Sexta,
18.
É
impossível escapar à praga do futebol. Umas vezes por bons motivos, outras
pelas piores razões. Assim, esta manhã, na Brasileira, João, António Carmo e eu
falámos em excesso dos energúmenos que atacaram a Academia do Sporting, em
Alcochete. João Corregedor, diz que a acção foi perpetrada pela direita que
anda a fazer coisas semelhantes por essa Europa fora. Não chego a tanto. O que
eu vejo é o assalto à cadeira do poder ocupada pelo actual homem forte do
clube. Perfilam já cuidadosa e humildemente, pois então, os três cavaleiros
andantes da honestidade, do desprezo pelo dinheiro e as honrarias: o bombeiro,
perdão, “o senhor 10 por cento”, o banqueiro e o advogado dos humildes e
injustiçados. Tudo muito bem orquestrado entre eles. Espero que Bruno de
Carvalho, apesar de ser quem é e como é, consiga os votos de confiança do povo
sportinguista. Quanto ao mais, é para mim líquido que os pobres jogadores
querem ficar multimilionários e vão aproveitar as circunstâncias para embolsar
a indemnização e com ela no dia seguinte estarem contractados por mais uns
trocos num qualquer clube estrangeiro. É da natureza daquela gentinha.
- Ontem vieram aí o Virgílio e o
Guilherme. Tinham uma reunião com a Presidente da Câmara de Setúbal para
exporem o desagrado do escultor ao rumo da sua obra à responsabilidade do museu
da cidade. Saíram fascinados pela senhora. Bom. Eu se fosse a eles, seria mais
prudentes. Disse-lhes: “Não embandeirem em arco. Eu tenho muito pouca confiança
nos autarcas. Eles aprenderam todos as técnicas do cinismo e da mentira.”
- No comboio que me trouxe a casa,
sentados perto de mim, um pedreiro, uma respeitável senhora de 83 anos e um
homem “mudo”. A passageira fazia crochet,
o trolha tossia, o mudo estava ausente. A dada altura, a senhora inquieta-se
com a persistente tosse do operário. Este sossega-a dizendo-lhe que aquilo era
do cimento, colas, tintas a que estava sujeito todos os dias nas obras. A
partir daí entro na conversa e digo da minha admiração pelo trabalho da
passageira.
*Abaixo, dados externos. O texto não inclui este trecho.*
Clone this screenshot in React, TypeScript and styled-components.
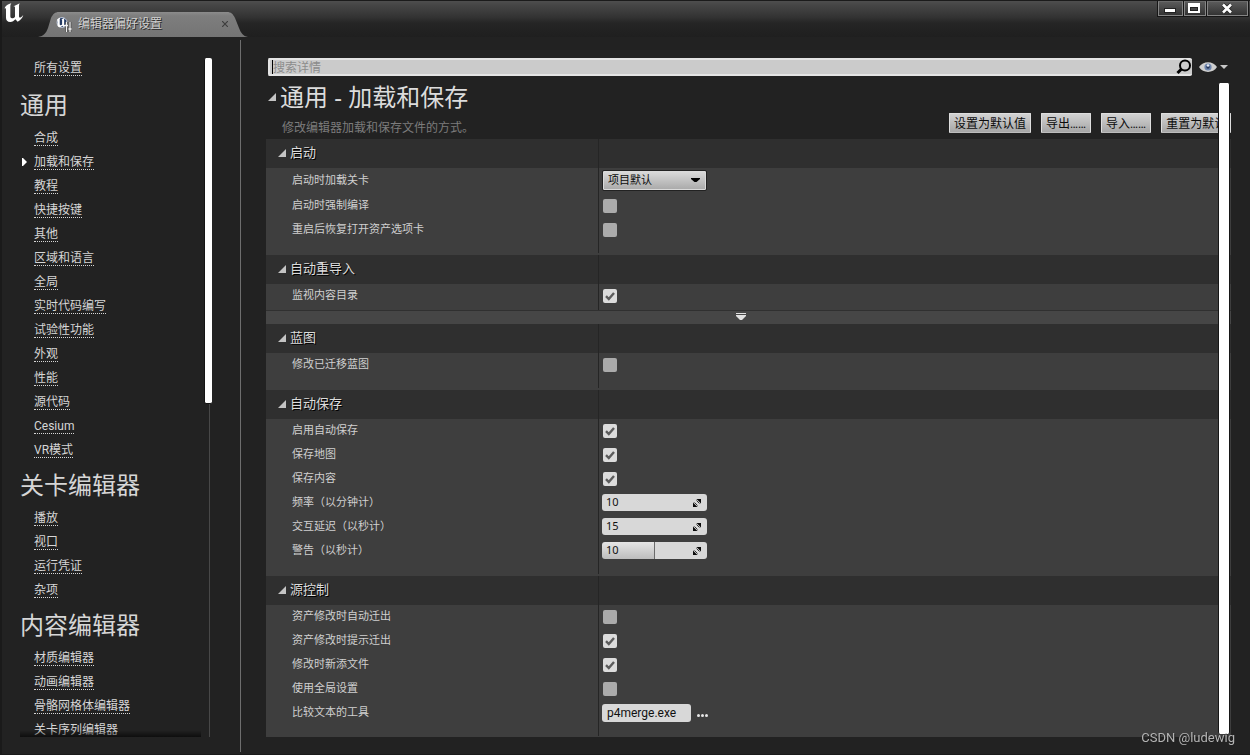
import React, { useState } from "react";
import styled, { createGlobalStyle } from "styled-components";

const GlobalStyle = createGlobalStyle`
  *, *::before, *::after { box-sizing: border-box; }
  body {
    margin: 0;
    background: #222222;
    color: #d6d6d6;
    font: 12px/16px Roboto, "Noto Sans CJK SC", sans-serif;
  }
  button, input, select { font: inherit; margin: 0; }
  ul { margin: 0; padding: 0; list-style: none; }
  h1, h2, h3, p { margin: 0; font-weight: 400; }
`;

const Window = styled.div`
  display: flex;
  flex-direction: column;
  height: 100vh;
  border: solid #1a1a1a;
  border-width: 0 0 1px 2px;
  background: #222222;
  overflow: hidden;
`;

const TitleBar = styled.header`
  display: flex;
  align-items: flex-start;
  flex: none;
  height: 37px;
  border-top: 1px solid #1b1b1b;
  background: linear-gradient(#4e4e4e 0px, #464646 4px, #333333 16px, #252525 22px, #1f1f1f 36px);
`;

const EngineLogo = styled.svg`
  flex: none;
  width: 20px;
  height: 20px;
  margin: 2px 0 0 2px;
`;

const Tab = styled.div`
  position: relative;
  display: flex;
  align-items: center;
  flex: none;
  width: 210px;
  height: 25px;
  margin: 11px 0 0 14px;
  padding: 0 18px 0 18px;
`;

const TabShape = styled.svg`
  position: absolute;
  inset: 0;
  width: 100%;
  height: 100%;
`;

const TabIcon = styled.svg`
  position: relative;
  flex: none;
  width: 16px;
  height: 16px;
`;

const TabTitle = styled.span`
  position: relative;
  flex: 1;
  margin-left: 6px;
  padding-bottom: 2px;
  color: #cfcfcf;
  text-shadow: 1px 1px 0 #2a2a2a;
`;

const TabClose = styled.button`
  position: relative;
  display: grid;
  place-items: center;
  width: 10px;
  height: 18px;
  padding: 0 0 2px;
  border: 0;
  background: none;
`;

const WindowControls = styled.div`
  display: flex;
  gap: 1px;
  margin-left: auto;
  margin-right: 1px;
  padding: 0 1px 1px;
  background: #161616;
`;

const ControlButton = styled.button<{ $width: number }>`
  display: grid;
  place-items: center;
  width: ${(p) => p.$width}px;
  height: 15px;
  padding: 0 2px 1px 0;
  border: 1px solid #858585;
  border-top-color: #6a6a6a;
  background: linear-gradient(#5a5a5a, #333333);
`;

const Body = styled.div`
  display: flex;
  flex: 1;
  min-height: 0;
  padding: 3px 0 2px;
`;

const Sidebar = styled.nav`
  display: flex;
  flex: none;
  width: 239px;
  padding: 16px 28px 15px 18px;
  border-right: 1px solid #6e6e6e;
`;

const SidebarScroll = styled.div`
  position: relative;
  flex: 1;
  margin-right: 3px;
  overflow: hidden;
  &::after {
    content: "";
    position: absolute;
    left: 0;
    right: 0;
    bottom: 0;
    height: 7px;
    background: linear-gradient(rgba(0, 0, 0, 0), rgba(0, 0, 0, 0.6));
  }
`;

const SidebarTrack = styled.div`
  width: 8px;
  margin-top: 2px;
  background: linear-gradient(#484848, #484848) 5px 0 / 1px 100% no-repeat;
`;

const SidebarThumb = styled.div`
  height: 51%;
  border: 1px solid #141414;
  border-width: 0 0 1px 1px;
  border-radius: 2px;
  background: #ffffff;
`;

const CategoryTitle = styled.h2`
  height: 44px;
  padding-top: 2px;
  font-size: 24px;
  line-height: 44px;
`;

const NavItem = styled.li<{ $current?: boolean }>`
  display: flex;
  align-items: center;
  height: 24px;
  padding-left: ${(p) => (p.$current ? 1 : 14)}px;
`;

const NavLink = styled.a`
  border-bottom: 1px dotted #d6d6d6;
  color: #d6d6d6;
  line-height: 14px;
  text-decoration: none;
  white-space: nowrap;
`;

const CurrentMark = styled.svg`
  width: 6px;
  height: 8px;
  margin-right: 7px;
`;

const Main = styled.main`
  display: flex;
  flex-direction: column;
  flex: 1;
  min-width: 0;
  padding: 17px 19px 15px 25px;
`;

const SearchRow = styled.div`
  display: flex;
  align-items: center;
  flex: none;
  height: 20px;
  padding: 0 3px 0 2px;
`;

const SearchBox = styled.label`
  display: flex;
  align-items: center;
  flex: 1;
  height: 18px;
  padding: 0 0 0 2px;
  border: 2px solid #e4e4e4;
  border-right-width: 0;
  border-radius: 2px;
  background: #cbcbcb;
`;

const SearchInput = styled.input`
  flex: 1;
  min-width: 0;
  height: 14px;
  padding: 1px 0 0;
  border: 0;
  border-left: 1px solid #000000;
  outline: 0;
  background: none;
  color: #111111;
  &::placeholder { color: #8c8c8c; opacity: 1; }
`;

const ViewOptions = styled.button`
  display: flex;
  align-items: center;
  gap: 3px;
  margin-left: 7px;
  padding: 0;
  border: 0;
  background: none;
`;

const Details = styled.div`
  position: relative;
  flex: 1;
  min-height: 0;
  overflow: hidden;
`;

const DetailsThumb = styled.div`
  position: absolute;
  top: 6px;
  right: 1px;
  bottom: 3px;
  width: 12px;
  border: solid #161616;
  border-width: 0 1px;
  border-radius: 2px;
  background: #ffffff;
`;

const PageHeader = styled.div`
  display: flex;
  align-items: flex-end;
  height: 62px;
`;

const PageHeading = styled.div`
  flex: 1;
  min-width: 0;
  height: 100%;
`;

const PageTitle = styled.h1`
  display: flex;
  align-items: center;
  gap: 4px;
  height: 38px;
  padding-left: 2px;
  padding-top: 2px;
  color: #dcdcdc;
  font-family: "Noto Sans", "Noto Sans CJK SC", sans-serif;
  font-size: 24px;
  line-height: 32px;
`;

const PageNote = styled.p`
  padding: 5px 0 0 16px;
  color: #7c7c7c;
`;

const Actions = styled.div`
  display: flex;
  gap: 10px;
  flex: 0 0 282px;
  min-width: 0;
  width: 282px;
  padding-bottom: 6px;
`;

const ActionButton = styled.button<{ $fit?: boolean }>`
  flex: ${(p) => (p.$fit ? "0 1 auto" : "none")};
  min-width: 0;
  height: 20px;
  padding: 1px 4px 0;
  border: 1px solid #dedede;
  border-bottom-color: #bcbcbc;
  border-radius: 1px;
  background: linear-gradient(#d2d2d2, #a6a6a6);
  color: #0c0c0c;
  line-height: 18px;
  overflow: hidden;
  text-align: left;
  white-space: nowrap;
`;

const Section = styled.section`
  background: linear-gradient(#252525, #252525) 332px 0 / 1px calc(100% - 2px) no-repeat, #3e3e3e;
`;

const SectionHeader = styled.h3`
  display: flex;
  align-items: center;
  gap: 4px;
  height: 29px;
  padding: 0 0 2px 12px;
  background: linear-gradient(#252525, #252525) 332px 0 / 1px 100% no-repeat, #2f2f2f;
  color: #dcdcdc;
  font-size: 13px;
  line-height: 27px;
  text-shadow: 1px 1px 0 #000000;
`;

const Rows = styled.div<{ $tight?: boolean }>`
  padding-bottom: ${(p) => (p.$tight ? 2 : 13)}px;
`;

const Row = styled.div<{ $tall?: boolean }>`
  display: grid;
  grid-template-columns: 310px 1fr;
  align-items: center;
  height: ${(p) => (p.$tall ? 26 : 24)}px;
  padding-left: 26px;
`;

const RowLabel = styled.label`
  color: #d0d0d0;
  font-size: 11px;
`;

const RowValue = styled.div`
  display: flex;
  align-items: center;
  gap: 6px;
`;

const Expander = styled.button`
  display: grid;
  place-items: center;
  width: 100%;
  height: 14px;
  padding: 0 15px 2px 0;
  border: 0;
  border-top: 1px solid #303030;
  background: #464646;
`;

const SelectBox = styled.span`
  display: grid;
  align-items: center;
  width: 105px;
  height: 21px;
  margin-bottom: 2px;
  & > * { grid-area: 1 / 1; }
  & > svg { justify-self: end; margin-right: 7px; pointer-events: none; }
`;

const Select = styled.select`
  appearance: none;
  width: 100%;
  height: 21px;
  padding: 2px 20px 0 5px;
  border: 1px solid #222222;
  border-radius: 2px;
  background: linear-gradient(#dcdcdc, #a8a8a8);
  box-shadow: inset 0 0 0 1px #dadada;
  color: #0c0c0c;
  font-size: 11px;
`;

const CheckBox = styled.span`
  display: grid;
  place-items: center;
  width: 14px;
  height: 14px;
  margin-left: 1px;
  & > * { grid-area: 1 / 1; }
  & > svg { pointer-events: none; }
`;

const CheckInput = styled.input`
  appearance: none;
  width: 14px;
  height: 14px;
  border-radius: 2px;
  background: #ababab;
  &:checked { background: #dcdcdc; }
  &:not(:checked) + svg { visibility: hidden; }
`;

const SpinBox = styled.span<{ $fill?: boolean }>`
  display: flex;
  align-items: center;
  width: 105px;
  height: 17px;
  margin-bottom: 1px;
  padding: 0 6px 0 4px;
  border-radius: 3px;
  background: ${(p) =>
    p.$fill
      ? "linear-gradient(#6b6b6b, #6b6b6b) 52px 0 / 1px 100% no-repeat, linear-gradient(#e6e6e6, #bdbdbd) 0 0 / 52px 100% no-repeat, #d8d8d8"
      : "#d8d8d8"};
`;

const SpinInput = styled.input`
  flex: 1;
  min-width: 0;
  height: 17px;
  padding: 0 0 2px;
  border: 0;
  background: none;
  color: #111111;
  font-family: "Noto Sans", sans-serif;
  font-size: 11px;
`;

const TextInput = styled.input`
  width: 89px;
  height: 18px;
  padding: 0 5px;
  border: 0;
  border-radius: 3px;
  background: #d8d8d8;
  color: #111111;
`;

const BrowseButton = styled.button`
  display: grid;
  place-items: center;
  height: 18px;
  padding: 5px 0 0;
  border: 0;
  background: none;
`;

const Watermark = styled.div`
  position: fixed;
  right: 15px;
  bottom: 9px;
  color: #b4b4b4;
  font-size: 13px;
  text-shadow: 1px 1px 0 #222222;
`;

const AllSettings = styled.div`
  display: flex;
  align-items: center;
  height: 24px;
  margin-bottom: 2px;
  padding-left: 14px;
`;

const U_PATH =
  "M1 17C5 8 12 3 22 1C19 5 19 8 19 12V40C19 44 21 46 24 46C28 46 31 44 33 41V13C33 11 31 10 28 10C34 8 39 5 47 1C45 5 45 8 45 12V40C45 44 48 45 52 42L58 36C55 46 49 52 41 56L34 49C30 54 25 57 19 57C10 57 6 51 6 44V20C6 16 4 15 1 17Z";

const Triangle = () => (
  <svg width="8" height="8" viewBox="0 0 8 8" aria-hidden="true">
    <path d="M8 0V8H0Z" fill="#c4c4c4" />
  </svg>
);

const Check = ({ id, on }: { id: string; on?: boolean }) => {
  const [checked, setChecked] = useState(!!on);
  return (
    <CheckBox>
      <CheckInput id={id} type="checkbox" checked={checked} onChange={() => setChecked(!checked)} />
      <svg width="10" height="10" viewBox="0 0 10 10" aria-hidden="true">
        <path d="M1 5.2L3.8 8L9 2" fill="none" stroke="#5c5c5c" strokeWidth="2.4" />
      </svg>
    </CheckBox>
  );
};

const Spin = ({ id, value, fill }: { id: string; value: string; fill?: boolean }) => (
  <SpinBox $fill={fill}>
    <SpinInput id={id} type="text" inputMode="numeric" defaultValue={value} />
    <svg width="8" height="8" viewBox="0 0 8 8" aria-hidden="true">
      <path d="M3 0H8V5Q6.800 1.200 3 0ZM3.500 0H8V4.500ZM0 3V8H5Q1.200 6.800 0 3ZM0 3.500V8H4.500Z" fill="#0a0a0a" />
      <path d="M3.500 1.500L6.500 4.500M1.500 3.500L4.500 6.500" stroke="#0a0a0a" strokeWidth="0.800" />
    </svg>
  </SpinBox>
);

type Setting = { label: string; kind: "check" | "spin" | "select" | "text"; on?: boolean; value?: string; fill?: boolean };
type Group = { title: string; more?: boolean; rows: Setting[] };

const groups: Group[] = [
  {
    title: "启动",
    rows: [
      { label: "启动时加载关卡", kind: "select", value: "项目默认" },
      { label: "启动时强制编译", kind: "check" },
      { label: "重启后恢复打开资产选项卡", kind: "check" },
    ],
  },
  { title: "自动重导入", more: true, rows: [{ label: "监视内容目录", kind: "check", on: true }] },
  { title: "蓝图", rows: [{ label: "修改已迁移蓝图", kind: "check" }] },
  {
    title: "自动保存",
    rows: [
      { label: "启用自动保存", kind: "check", on: true },
      { label: "保存地图", kind: "check", on: true },
      { label: "保存内容", kind: "check", on: true },
      { label: "频率（以分钟计）", kind: "spin", value: "10" },
      { label: "交互延迟（以秒计）", kind: "spin", value: "15" },
      { label: "警告（以秒计）", kind: "spin", value: "10", fill: true },
    ],
  },
  {
    title: "源控制",
    rows: [
      { label: "资产修改时自动迁出", kind: "check" },
      { label: "资产修改时提示迁出", kind: "check", on: true },
      { label: "修改时新添文件", kind: "check", on: true },
      { label: "使用全局设置", kind: "check" },
      { label: "比较文本的工具", kind: "text", value: "p4merge.exe" },
    ],
  },
];

const categories = [
  {
    title: "通用",
    items: ["合成", "加载和保存", "教程", "快捷按键", "其他", "区域和语言", "全局", "实时代码编写", "试验性功能", "外观", "性能", "源代码", "Cesium", "VR模式"],
  },
  { title: "关卡编辑器", items: ["播放", "视口", "运行凭证", "杂项"] },
  { title: "内容编辑器", items: ["材质编辑器", "动画编辑器", "骨骼网格体编辑器", "关卡序列编辑器"] },
];

const SettingControl = ({ id, s }: { id: string; s: Setting }) => {
  if (s.kind === "check") return <Check id={id} on={s.on} />;
  if (s.kind === "spin") return <Spin id={id} value={s.value!} fill={s.fill} />;
  if (s.kind === "select")
    return (
      <SelectBox>
        <Select id={id}>
          <option>{s.value}</option>
        </Select>
        <svg width="9" height="4" viewBox="0 0 9 4" aria-hidden="true">
          <path d="M0 0H9V1L5.500 4H3.500L0 1Z" fill="#000" />
        </svg>
      </SelectBox>
    );
  return (
    <>
      <TextInput id={id} type="text" defaultValue={s.value} />
      <BrowseButton aria-label="浏览">
        <svg width="11" height="3" viewBox="0 0 11 3" aria-hidden="true">
          <g fill="#e6e6e6">
            <circle cx="1.5" cy="1.5" r="1.5" />
            <circle cx="5.5" cy="1.5" r="1.5" />
            <circle cx="9.5" cy="1.5" r="1.5" />
          </g>
        </svg>
      </BrowseButton>
    </>
  );
};

export default function App() {
  return (
    <Window>
      <GlobalStyle />
      <TitleBar>
        <EngineLogo viewBox="0 0 60 60" aria-hidden="true">
          <path d={U_PATH} fill="#fff" />
        </EngineLogo>
        <Tab>
          <TabShape viewBox="0 0 210 25" preserveAspectRatio="none" aria-hidden="true">
            <defs>
              <linearGradient id="tabFill" x1="0" y1="0" x2="0" y2="1">
                <stop offset="0" stopColor="#8c8c8c" />
                <stop offset="0.15" stopColor="#7e7e7e" />
                <stop offset="1" stopColor="#747474" />
              </linearGradient>
            </defs>
            <path d="M0 25C6 24 8 21 10 16L13 6C15 2 17 0 21 0H189C193 0 195 2 197 6L201 16C203 21 205 24 210 25Z" fill="url(#tabFill)" />
          </TabShape>
          <TabIcon viewBox="0 0 16 16" aria-hidden="true">
            <circle cx="6" cy="5.500" r="5" fill="#243a63" stroke="#b9c2d2" strokeWidth="1" />
            <path d={U_PATH} fill="#fff" transform="translate(0.500 0.500) scale(0.170)" />
            <path d="M10.500 5V15M14 5V15" stroke="#3a3a3a" strokeWidth="2.600" />
            <path d="M10.500 5V15M14 5V15M9 8.500H12M12.500 12H15.500" stroke="#f0f0f0" strokeWidth="1.300" />
          </TabIcon>
          <TabTitle>编辑器偏好设置</TabTitle>
          <TabClose aria-label="关闭标签页">
            <svg width="6" height="6" viewBox="0 0 6 6" aria-hidden="true">
              <path d="M0 0L6 6M6 0L0 6" stroke="#3e3e3e" strokeWidth="1.200" />
            </svg>
          </TabClose>
        </Tab>
        <WindowControls>
          <ControlButton $width={25} aria-label="最小化">
            <svg width="12" height="10" viewBox="0 0 12 10" aria-hidden="true">
              <rect x="0.500" y="5.500" width="11" height="4" fill="#fff" stroke="#222" />
            </svg>
          </ControlButton>
          <ControlButton $width={22} aria-label="最大化">
            <svg width="12" height="10" viewBox="0 0 12 10" aria-hidden="true">
              <path d="M0 0H12V10H0ZM2 4V8H10V4Z" fill="#fff" fillRule="evenodd" />
              <rect x="2.500" y="4.500" width="7" height="3" fill="none" stroke="#222" />
            </svg>
          </ControlButton>
          <ControlButton $width={41} aria-label="关闭">
            <svg width="12" height="11" viewBox="0 0 12 11" aria-hidden="true">
              <path d="M2 1.500L10 9.500M10 1.500L2 9.500" stroke="#222" strokeWidth="4" />
              <path d="M2 1.500L10 9.500M10 1.500L2 9.500" stroke="#fff" strokeWidth="2.600" />
            </svg>
          </ControlButton>
        </WindowControls>
      </TitleBar>
      <Body>
        <Sidebar>
          <SidebarScroll>
            <AllSettings>
              <NavLink href="#all">所有设置</NavLink>
            </AllSettings>
            {categories.map((c) => (
              <section key={c.title}>
                <CategoryTitle>{c.title}</CategoryTitle>
                <ul>
                  {c.items.map((item) => {
                    const current = item === "加载和保存";
                    return (
                      <NavItem key={item} $current={current}>
                        {current && (
                          <CurrentMark viewBox="0 0 6 8" aria-hidden="true">
                            <path d="M1 0H2L6 4L2 8H1Z" fill="#fff" />
                          </CurrentMark>
                        )}
                        <NavLink href={`#${item}`}>{item}</NavLink>
                      </NavItem>
                    );
                  })}
                </ul>
              </section>
            ))}
          </SidebarScroll>
          <SidebarTrack>
            <SidebarThumb />
          </SidebarTrack>
        </Sidebar>
        <Main>
          <SearchRow>
            <SearchBox>
              <SearchInput type="text" placeholder="搜索详情" aria-label="搜索详情" />
              <svg width="16" height="16" viewBox="0 0 16 16" aria-hidden="true">
                <circle cx="9" cy="6.500" r="5" fill="none" stroke="#000" strokeWidth="2" />
                <path d="M5.500 10L1.500 14" stroke="#000" strokeWidth="3" />
              </svg>
            </SearchBox>
            <ViewOptions aria-label="视图选项">
              <svg width="18" height="12" viewBox="0 0 18 12" aria-hidden="true">
                <path d="M0 6C4 -0.500 14 -0.500 18 6C14 12.500 4 12.500 0 6Z" fill="#cfcfcf" />
                <circle cx="9" cy="6" r="3.600" fill="#6f86ad" />
                <circle cx="9" cy="6" r="1.700" fill="#26375a" />
                <circle cx="9" cy="4.500" r="1.200" fill="#e8eef8" />
              </svg>
              <svg width="8" height="4" viewBox="0 0 8 4" aria-hidden="true">
                <path d="M0 0H8L4 4Z" fill="#c8c8c8" />
              </svg>
            </ViewOptions>
          </SearchRow>
          <Details>
            <PageHeader>
              <PageHeading>
                <PageTitle>
                  <Triangle />
                  通用 - 加载和保存
                </PageTitle>
                <PageNote>修改编辑器加载和保存文件的方式。</PageNote>
              </PageHeading>
              <Actions>
                <ActionButton>设置为默认值</ActionButton>
                <ActionButton>导出……</ActionButton>
                <ActionButton>导入……</ActionButton>
                <ActionButton $fit>重置为默认值</ActionButton>
              </Actions>
            </PageHeader>
            {groups.map((g, gi) => (
              <Section key={g.title}>
                <SectionHeader>
                  <Triangle />
                  {g.title}
                </SectionHeader>
                <Rows $tight={g.more}>
                  {g.rows.map((s, i) => {
                    const id = `setting-${gi}-${i}`;
                    return (
                      <Row key={id} $tall={s.kind === "select"}>
                        <RowLabel htmlFor={id}>{s.label}</RowLabel>
                        <RowValue>
                          <SettingControl id={id} s={s} />
                        </RowValue>
                      </Row>
                    );
                  })}
                </Rows>
                {g.more && (
                  <Expander aria-label="显示高级">
                    <svg width="10" height="7" viewBox="0 0 10 7" aria-hidden="true">
                      <path d="M0 0H10V1H0ZM0 2H10V3L6 7H4L0 3Z" fill="#e0e0e0" />
                    </svg>
                  </Expander>
                )}
              </Section>
            ))}
            <DetailsThumb />
          </Details>
        </Main>
      </Body>
      <Watermark>CSDN @ludewig</Watermark>
    </Window>
  );
}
Esta diz-nos que trabalha num guardanapo, toalha e babete para uma
organização de ajuda aos mais necessitados. O rapaz admirara-se: “Está a ver!
Hoje é raro ver-se alguém a fazer esse trabalho e ainda por cima para ajudar os
outros. O que se vê é as pessoas com o telemóvel que substituiu isso que a
senhora faz. Ele substituiu aquilo que a senhora faz.” Eu respondo: “E você
também é especial. Quantos operários da construção têm essa observação.”
Riu-se. Rimo-nos os três. O mudo só partilhou a sua indiferença.